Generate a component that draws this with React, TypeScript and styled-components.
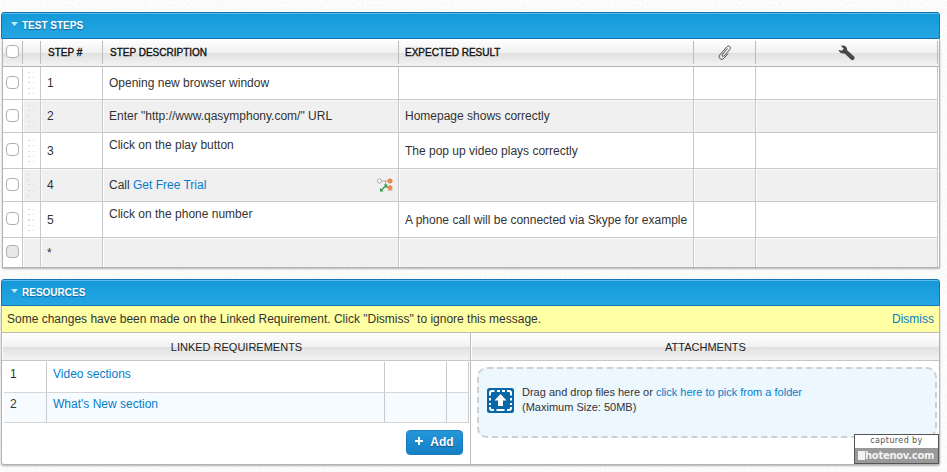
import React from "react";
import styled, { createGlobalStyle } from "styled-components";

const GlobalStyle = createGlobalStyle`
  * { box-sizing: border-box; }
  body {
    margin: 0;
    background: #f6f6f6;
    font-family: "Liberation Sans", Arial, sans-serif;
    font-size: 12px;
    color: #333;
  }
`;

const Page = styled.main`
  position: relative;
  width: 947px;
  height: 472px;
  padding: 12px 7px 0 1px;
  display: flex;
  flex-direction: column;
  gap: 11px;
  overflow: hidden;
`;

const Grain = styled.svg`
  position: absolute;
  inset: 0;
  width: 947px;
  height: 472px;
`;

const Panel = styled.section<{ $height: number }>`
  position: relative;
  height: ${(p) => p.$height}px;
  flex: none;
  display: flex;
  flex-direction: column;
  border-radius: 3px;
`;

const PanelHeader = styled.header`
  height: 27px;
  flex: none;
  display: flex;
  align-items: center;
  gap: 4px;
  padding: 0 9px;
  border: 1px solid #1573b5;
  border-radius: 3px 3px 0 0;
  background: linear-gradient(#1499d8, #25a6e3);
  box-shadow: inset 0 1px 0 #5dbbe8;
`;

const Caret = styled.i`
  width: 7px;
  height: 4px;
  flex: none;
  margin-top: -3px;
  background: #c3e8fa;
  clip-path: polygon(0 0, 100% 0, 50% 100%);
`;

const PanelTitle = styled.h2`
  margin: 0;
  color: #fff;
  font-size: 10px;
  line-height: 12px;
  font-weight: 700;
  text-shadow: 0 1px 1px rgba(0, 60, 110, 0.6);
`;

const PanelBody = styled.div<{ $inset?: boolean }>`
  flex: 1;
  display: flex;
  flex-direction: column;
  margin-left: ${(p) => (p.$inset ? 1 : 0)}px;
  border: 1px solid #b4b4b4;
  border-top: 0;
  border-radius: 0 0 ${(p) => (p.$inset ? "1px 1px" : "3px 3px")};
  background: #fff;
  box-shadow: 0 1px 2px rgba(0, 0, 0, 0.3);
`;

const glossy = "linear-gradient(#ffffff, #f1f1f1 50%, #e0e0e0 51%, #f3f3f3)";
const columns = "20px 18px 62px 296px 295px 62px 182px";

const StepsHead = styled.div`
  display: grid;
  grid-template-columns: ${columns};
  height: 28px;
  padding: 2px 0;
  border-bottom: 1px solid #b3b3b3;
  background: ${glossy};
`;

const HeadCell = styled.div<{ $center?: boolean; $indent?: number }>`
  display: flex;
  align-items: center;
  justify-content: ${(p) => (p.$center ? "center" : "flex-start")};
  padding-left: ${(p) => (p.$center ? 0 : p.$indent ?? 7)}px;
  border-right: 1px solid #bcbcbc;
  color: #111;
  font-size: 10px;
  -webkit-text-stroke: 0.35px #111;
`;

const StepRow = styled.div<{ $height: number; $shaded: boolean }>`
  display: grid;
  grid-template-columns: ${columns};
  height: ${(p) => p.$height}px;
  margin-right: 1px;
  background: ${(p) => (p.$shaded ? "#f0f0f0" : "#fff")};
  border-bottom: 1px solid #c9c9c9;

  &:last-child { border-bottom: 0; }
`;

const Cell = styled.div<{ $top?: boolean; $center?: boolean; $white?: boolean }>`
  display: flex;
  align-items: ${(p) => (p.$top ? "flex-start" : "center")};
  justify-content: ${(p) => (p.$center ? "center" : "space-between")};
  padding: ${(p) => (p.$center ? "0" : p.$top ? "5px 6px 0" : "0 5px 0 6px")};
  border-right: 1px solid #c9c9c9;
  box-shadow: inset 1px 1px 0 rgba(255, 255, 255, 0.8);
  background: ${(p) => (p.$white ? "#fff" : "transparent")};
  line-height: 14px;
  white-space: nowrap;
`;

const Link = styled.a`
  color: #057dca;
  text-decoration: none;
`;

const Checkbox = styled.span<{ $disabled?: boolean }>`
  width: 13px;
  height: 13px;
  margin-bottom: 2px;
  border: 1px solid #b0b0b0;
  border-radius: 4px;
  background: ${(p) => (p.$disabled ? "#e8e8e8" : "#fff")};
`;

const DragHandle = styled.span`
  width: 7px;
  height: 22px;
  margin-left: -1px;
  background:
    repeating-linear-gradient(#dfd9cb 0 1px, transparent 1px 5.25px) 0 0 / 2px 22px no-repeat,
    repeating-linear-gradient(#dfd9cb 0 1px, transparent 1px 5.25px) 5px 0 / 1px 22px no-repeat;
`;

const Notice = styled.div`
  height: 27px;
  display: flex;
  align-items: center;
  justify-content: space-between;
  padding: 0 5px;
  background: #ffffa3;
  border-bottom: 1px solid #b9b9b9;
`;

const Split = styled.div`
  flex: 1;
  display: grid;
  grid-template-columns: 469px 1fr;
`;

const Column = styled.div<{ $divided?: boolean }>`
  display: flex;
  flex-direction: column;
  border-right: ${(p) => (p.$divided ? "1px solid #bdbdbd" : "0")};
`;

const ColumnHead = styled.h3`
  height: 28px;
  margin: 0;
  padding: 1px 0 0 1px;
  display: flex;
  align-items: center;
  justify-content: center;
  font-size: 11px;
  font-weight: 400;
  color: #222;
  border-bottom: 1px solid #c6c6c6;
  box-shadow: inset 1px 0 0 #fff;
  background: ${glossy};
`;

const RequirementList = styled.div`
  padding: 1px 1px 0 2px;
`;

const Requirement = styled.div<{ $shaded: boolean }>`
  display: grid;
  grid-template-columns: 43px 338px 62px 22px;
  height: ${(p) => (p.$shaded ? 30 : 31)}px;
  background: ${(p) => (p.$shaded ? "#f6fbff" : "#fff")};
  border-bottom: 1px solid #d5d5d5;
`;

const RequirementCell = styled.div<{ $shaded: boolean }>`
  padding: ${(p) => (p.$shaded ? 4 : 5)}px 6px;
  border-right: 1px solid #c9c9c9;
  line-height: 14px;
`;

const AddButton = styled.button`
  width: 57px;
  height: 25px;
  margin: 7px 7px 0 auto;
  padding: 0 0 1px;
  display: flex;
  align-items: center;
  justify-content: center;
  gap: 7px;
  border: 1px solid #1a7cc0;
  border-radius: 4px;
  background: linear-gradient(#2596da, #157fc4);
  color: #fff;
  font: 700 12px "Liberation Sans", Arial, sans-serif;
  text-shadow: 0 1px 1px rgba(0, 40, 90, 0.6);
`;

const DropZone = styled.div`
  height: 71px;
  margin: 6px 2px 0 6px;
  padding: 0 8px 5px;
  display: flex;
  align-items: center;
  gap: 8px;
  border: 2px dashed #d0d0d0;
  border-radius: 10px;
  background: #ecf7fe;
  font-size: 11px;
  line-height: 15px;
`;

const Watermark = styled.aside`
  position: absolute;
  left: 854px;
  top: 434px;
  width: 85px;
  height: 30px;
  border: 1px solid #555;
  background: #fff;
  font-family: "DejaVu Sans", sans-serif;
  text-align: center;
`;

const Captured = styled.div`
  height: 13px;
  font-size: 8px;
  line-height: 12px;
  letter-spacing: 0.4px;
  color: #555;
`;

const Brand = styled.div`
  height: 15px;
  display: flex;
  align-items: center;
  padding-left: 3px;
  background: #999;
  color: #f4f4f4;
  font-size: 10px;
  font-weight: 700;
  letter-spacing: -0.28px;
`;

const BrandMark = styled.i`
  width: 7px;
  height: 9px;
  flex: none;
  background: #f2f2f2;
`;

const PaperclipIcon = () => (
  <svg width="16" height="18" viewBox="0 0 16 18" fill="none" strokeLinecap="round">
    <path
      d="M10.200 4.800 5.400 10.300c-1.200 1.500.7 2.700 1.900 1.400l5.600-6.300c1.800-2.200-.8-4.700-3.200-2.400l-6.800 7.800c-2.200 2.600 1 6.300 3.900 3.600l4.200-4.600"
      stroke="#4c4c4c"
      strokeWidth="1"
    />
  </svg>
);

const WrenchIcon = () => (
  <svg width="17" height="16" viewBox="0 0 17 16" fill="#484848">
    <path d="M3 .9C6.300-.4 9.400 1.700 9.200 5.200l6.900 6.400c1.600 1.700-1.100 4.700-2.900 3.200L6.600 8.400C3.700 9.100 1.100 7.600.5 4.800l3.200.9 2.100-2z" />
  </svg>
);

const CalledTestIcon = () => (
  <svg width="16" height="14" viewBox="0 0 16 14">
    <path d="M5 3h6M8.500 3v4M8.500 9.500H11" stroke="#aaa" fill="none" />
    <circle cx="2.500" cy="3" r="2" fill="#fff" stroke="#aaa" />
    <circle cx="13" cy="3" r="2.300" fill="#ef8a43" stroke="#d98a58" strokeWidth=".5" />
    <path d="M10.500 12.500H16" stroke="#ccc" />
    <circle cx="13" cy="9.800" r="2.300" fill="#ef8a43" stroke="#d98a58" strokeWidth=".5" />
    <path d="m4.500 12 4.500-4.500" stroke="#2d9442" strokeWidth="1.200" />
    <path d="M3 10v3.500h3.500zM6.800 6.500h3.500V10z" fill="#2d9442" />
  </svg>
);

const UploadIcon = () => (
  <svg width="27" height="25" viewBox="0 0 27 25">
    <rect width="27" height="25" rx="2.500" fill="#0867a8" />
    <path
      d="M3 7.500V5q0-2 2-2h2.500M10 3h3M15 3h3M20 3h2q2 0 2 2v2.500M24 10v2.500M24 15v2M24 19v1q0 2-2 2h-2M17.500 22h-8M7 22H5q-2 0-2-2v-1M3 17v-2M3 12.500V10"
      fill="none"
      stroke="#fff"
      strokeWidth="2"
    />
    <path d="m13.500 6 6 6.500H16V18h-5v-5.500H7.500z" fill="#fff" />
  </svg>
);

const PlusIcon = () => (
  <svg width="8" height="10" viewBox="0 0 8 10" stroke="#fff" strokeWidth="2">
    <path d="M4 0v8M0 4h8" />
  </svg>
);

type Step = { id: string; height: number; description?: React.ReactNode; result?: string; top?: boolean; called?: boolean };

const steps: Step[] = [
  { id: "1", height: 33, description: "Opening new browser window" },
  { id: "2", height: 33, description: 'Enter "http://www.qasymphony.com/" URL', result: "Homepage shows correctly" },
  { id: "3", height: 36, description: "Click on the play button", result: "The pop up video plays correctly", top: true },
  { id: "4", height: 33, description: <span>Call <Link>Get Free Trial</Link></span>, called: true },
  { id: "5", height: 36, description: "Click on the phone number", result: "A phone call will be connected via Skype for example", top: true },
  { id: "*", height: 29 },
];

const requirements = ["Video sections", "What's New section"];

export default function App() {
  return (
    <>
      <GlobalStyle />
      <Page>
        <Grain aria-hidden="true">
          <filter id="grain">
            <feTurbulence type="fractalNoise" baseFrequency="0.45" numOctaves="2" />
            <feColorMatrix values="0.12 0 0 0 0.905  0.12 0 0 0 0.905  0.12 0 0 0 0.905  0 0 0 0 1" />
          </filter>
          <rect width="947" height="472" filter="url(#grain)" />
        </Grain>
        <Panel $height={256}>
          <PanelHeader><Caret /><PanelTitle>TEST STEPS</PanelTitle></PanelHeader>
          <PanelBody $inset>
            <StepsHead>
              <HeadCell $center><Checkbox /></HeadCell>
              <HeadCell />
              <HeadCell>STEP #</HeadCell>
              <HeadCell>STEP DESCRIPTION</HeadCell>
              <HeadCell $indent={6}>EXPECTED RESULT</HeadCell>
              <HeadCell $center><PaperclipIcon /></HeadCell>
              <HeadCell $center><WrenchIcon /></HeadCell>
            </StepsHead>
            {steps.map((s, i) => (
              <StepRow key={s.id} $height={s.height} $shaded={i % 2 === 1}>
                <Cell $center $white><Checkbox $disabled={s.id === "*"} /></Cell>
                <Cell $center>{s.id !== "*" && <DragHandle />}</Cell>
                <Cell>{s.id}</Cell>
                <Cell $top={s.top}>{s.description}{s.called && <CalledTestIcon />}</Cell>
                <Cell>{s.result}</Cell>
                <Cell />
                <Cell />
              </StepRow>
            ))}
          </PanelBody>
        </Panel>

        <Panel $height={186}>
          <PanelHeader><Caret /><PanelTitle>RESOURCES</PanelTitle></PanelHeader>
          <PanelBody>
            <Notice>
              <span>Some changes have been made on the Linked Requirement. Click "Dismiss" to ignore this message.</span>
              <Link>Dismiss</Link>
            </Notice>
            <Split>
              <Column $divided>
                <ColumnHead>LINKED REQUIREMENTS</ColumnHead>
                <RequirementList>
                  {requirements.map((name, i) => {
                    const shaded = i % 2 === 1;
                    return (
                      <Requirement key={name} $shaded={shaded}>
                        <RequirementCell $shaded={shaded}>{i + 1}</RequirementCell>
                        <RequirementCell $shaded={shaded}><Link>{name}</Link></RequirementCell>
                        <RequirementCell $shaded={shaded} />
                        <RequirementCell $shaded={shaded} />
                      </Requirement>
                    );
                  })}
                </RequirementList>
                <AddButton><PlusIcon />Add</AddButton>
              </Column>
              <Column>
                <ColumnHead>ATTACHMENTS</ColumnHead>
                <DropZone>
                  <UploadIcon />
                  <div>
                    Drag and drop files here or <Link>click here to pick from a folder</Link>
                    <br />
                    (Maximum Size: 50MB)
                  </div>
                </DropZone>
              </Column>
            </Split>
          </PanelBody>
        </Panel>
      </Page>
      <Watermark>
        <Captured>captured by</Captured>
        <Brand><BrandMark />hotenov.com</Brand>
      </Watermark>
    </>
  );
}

※ ※ ※

GOAL: Only the number is wanted: how many lines of the material above include the word "components"?

ANSWER BELOW: 2